One feature of imabc is that the user can use three pieces of information from the simulation outside of the parameter values themselves. The first is a unique seed for each evaluation of the target function that was just discussed, this can be used using the use_seed option. The second two values are the current min/max values targets can fall within at a particular iteration of the calibration. As the calibration gets better and picking parameters, it will tighten the bounds on the targets in order to make sure only “good” parameters are used for generating alternative parameters to try. When target functions require heavy computation it can be advantageous to use the target range values to fail out of a given test early. To utilize these, the user can add inputs for them in their target function(s). If the user is creating target functions individually using add_target(), the user should use the input names lower_bound and upper_bound (e.g. ). If the user is creating a single target function using define_target_function() they would use the plural form, lower_bounds and upper_bounds. When add_target() is used, imabc will map the appropriate bounds to the function when running the result. When the target function is defined with define_target_function(FUN = …) the user must take note of the target IDs or order in which they were defined.
When defining a single target function with define_target_function() the user can define the function anyway they prefer but the returned result must a vector whose length is equal to the number of targets defined by the define_targets() function. Just like the lower and upper bounds the user can either place the results into the vector in the order they are defined or they can use use the target IDs to assign values.

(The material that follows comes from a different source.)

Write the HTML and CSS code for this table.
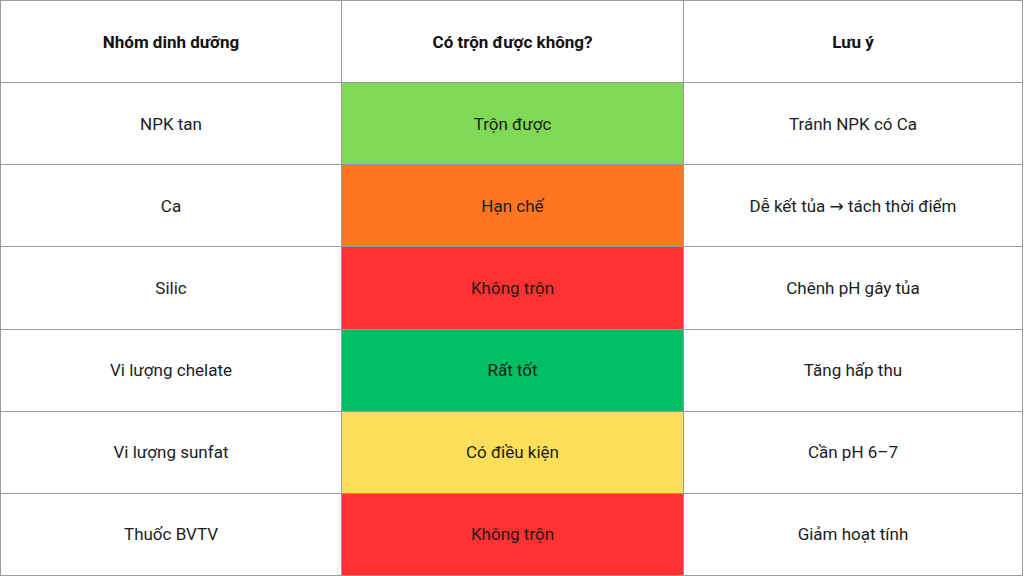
FILE: index.html
```html
<!DOCTYPE html>
<html lang="vi">
<head>
<meta charset="utf-8">
<link rel="stylesheet" href="styles.css">
</head>
<body>
<div class="table">
  <div class="cell head">Nhóm dinh dưỡng</div>
  <div class="cell head">Có trộn được không?</div>
  <div class="cell head">Lưu ý</div>

  <div class="cell">NPK tan</div>
  <div class="cell lime">Trộn được</div>
  <div class="cell">Tránh NPK có Ca</div>

  <div class="cell">Ca</div>
  <div class="cell orange">Hạn chế</div>
  <div class="cell">Dễ kết tủa <span class="arrow">→</span> tách thời điểm</div>

  <div class="cell">Silic</div>
  <div class="cell red">Không trộn</div>
  <div class="cell">Chênh pH gây tủa</div>

  <div class="cell">Vi lượng chelate</div>
  <div class="cell green">Rất tốt</div>
  <div class="cell">Tăng hấp thu</div>

  <div class="cell">Vi lượng sunfat</div>
  <div class="cell yellow">Có điều kiện</div>
  <div class="cell">Cần pH 6–7</div>

  <div class="cell">Thuốc BVTV</div>
  <div class="cell red">Không trộn</div>
  <div class="cell">Giảm hoạt tính</div>
</div>
</body>
</html>
```
FILE: styles.css
```css
html, body {
  margin: 0;
  padding: 0;
  background: #ffffff;
}
body {
  font-family: Roboto, "Liberation Sans", sans-serif;
  color: #1c1c1c;
}
.table {
  box-sizing: border-box;
  width: 1023px;
  height: 576px;
  display: grid;
  grid-template-columns: 340px 341px 338px;
  grid-template-rows: repeat(7, 1fr);
  gap: 1px;
  padding: 1px;
  background: #9a9a9a;
}
.cell {
  background: #ffffff;
  display: flex;
  align-items: center;
  justify-content: center;
  white-space: pre;
  font-size: 17px;
  font-weight: 400;
}
.arrow {
  font-family: "DejaVu Sans", sans-serif;
  font-size: 17px;
}
.head {
  font-weight: 700;
  font-size: 17px;
  color: #111;
}
.lime { background: #7ed957; }
.orange { background: #ff7620; }
.red { background: #ff3131; }
.green { background: #00bf63; }
.yellow { background: #ffde59; }
```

For example, the user can specify something like:
# Target functions
fn1 <- function(x1, x2) { x1 + x2 + rnorm(1, 0, 0.01) }
fn2 <- function(x1, x2, lower_bound) { max(lower_bound, x1 * x2 + rnorm(1, 0, 0.01)) }
fn <- function(x1, x2, lower_bounds) {
res <- c()
res["G2_T1"] <- fn2(x1, x2, lower_bound[2])
# OR
# res[2] <- fn2(x1, x2, lower_bound["G2_T1"])
# lower/upper bounds are now accessible in target_fun.

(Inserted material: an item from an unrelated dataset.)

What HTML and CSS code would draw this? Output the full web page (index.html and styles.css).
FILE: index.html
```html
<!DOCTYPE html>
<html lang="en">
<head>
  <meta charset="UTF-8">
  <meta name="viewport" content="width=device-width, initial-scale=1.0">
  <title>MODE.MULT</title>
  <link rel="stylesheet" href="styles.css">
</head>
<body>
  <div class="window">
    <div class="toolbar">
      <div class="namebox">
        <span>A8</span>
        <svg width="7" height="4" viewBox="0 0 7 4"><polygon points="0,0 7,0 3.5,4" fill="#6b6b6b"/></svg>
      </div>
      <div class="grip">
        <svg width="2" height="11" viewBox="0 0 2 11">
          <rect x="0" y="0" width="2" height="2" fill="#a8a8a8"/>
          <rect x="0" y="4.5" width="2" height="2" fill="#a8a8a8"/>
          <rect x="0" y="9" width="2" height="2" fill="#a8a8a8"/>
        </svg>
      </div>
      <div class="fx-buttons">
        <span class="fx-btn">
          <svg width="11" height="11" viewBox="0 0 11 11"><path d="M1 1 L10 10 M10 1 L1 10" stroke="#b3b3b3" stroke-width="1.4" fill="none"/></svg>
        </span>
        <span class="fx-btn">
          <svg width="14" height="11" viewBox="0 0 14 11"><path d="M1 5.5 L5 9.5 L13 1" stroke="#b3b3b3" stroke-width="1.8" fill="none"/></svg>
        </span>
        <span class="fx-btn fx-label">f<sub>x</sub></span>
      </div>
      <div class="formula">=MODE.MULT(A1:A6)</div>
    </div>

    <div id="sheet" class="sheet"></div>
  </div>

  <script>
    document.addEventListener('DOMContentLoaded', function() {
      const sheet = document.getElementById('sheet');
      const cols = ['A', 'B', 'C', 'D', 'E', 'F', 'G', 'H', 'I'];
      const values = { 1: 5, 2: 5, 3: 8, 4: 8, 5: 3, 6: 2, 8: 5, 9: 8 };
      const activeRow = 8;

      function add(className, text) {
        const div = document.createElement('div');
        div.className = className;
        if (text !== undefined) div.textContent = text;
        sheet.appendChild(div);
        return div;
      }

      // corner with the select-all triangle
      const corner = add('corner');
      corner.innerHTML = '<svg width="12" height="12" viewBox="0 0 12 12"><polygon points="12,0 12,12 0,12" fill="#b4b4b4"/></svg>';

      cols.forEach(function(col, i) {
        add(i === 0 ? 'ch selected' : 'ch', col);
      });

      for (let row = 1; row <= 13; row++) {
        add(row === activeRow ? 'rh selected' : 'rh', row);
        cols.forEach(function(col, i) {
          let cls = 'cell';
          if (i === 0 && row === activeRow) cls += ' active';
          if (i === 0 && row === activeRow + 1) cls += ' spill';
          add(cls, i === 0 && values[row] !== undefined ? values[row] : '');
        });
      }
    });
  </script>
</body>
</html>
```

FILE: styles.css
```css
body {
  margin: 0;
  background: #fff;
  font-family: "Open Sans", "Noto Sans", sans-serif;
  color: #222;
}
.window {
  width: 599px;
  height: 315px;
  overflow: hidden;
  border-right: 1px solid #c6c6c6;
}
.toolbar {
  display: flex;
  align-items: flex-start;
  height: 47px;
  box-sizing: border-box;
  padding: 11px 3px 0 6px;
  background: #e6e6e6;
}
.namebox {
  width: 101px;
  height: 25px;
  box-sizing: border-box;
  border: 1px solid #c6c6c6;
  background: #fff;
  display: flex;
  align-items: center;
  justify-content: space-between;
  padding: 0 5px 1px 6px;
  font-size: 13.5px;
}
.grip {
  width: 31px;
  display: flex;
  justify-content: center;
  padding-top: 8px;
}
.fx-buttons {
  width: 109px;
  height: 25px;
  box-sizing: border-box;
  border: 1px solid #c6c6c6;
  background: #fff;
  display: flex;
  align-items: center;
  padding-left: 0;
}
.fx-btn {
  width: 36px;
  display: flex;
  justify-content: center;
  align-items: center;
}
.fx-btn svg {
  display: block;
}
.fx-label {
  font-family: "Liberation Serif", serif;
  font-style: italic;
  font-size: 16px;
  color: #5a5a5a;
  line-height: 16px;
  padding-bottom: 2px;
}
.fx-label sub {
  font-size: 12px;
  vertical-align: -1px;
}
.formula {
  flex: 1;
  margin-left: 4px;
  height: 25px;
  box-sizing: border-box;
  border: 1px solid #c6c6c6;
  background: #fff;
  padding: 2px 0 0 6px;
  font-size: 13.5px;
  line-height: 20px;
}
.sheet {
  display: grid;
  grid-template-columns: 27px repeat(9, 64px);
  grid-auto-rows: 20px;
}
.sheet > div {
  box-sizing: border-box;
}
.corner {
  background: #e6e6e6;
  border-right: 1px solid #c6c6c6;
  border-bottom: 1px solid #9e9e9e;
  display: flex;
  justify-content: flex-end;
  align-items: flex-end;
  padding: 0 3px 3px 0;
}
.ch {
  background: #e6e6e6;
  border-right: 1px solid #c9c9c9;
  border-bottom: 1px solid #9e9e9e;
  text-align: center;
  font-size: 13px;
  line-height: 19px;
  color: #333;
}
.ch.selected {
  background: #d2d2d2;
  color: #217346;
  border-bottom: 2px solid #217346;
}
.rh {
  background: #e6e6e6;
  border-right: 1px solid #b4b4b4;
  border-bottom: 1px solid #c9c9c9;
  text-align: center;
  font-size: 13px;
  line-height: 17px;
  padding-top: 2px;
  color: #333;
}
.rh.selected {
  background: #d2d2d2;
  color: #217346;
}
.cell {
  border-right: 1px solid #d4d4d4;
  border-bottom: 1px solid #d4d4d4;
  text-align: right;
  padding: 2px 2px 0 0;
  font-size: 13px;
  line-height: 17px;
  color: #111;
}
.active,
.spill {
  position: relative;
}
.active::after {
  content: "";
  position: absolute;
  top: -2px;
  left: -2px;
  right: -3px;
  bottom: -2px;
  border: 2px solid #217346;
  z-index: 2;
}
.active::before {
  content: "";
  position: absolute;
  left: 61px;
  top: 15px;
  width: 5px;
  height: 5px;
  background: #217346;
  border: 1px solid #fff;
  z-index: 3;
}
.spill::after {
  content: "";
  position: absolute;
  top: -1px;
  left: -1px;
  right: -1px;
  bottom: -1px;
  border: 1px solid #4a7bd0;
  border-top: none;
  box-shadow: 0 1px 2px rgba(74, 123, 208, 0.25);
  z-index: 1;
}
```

# Either using the name of sim parm or the order they are created in define_targets
res["G1_T1"] <- fn1(x1, x2)
return(res)
}
target_fun <- define_target_function(targets, priors, FUN = fn, use_seed = FALSE)
To do
- Allow for continuing runs
- target modification
- parameter modification
- testing
- small noise
- large noise (visually inspect which points are good vs bad)
- Deterministic function for testing.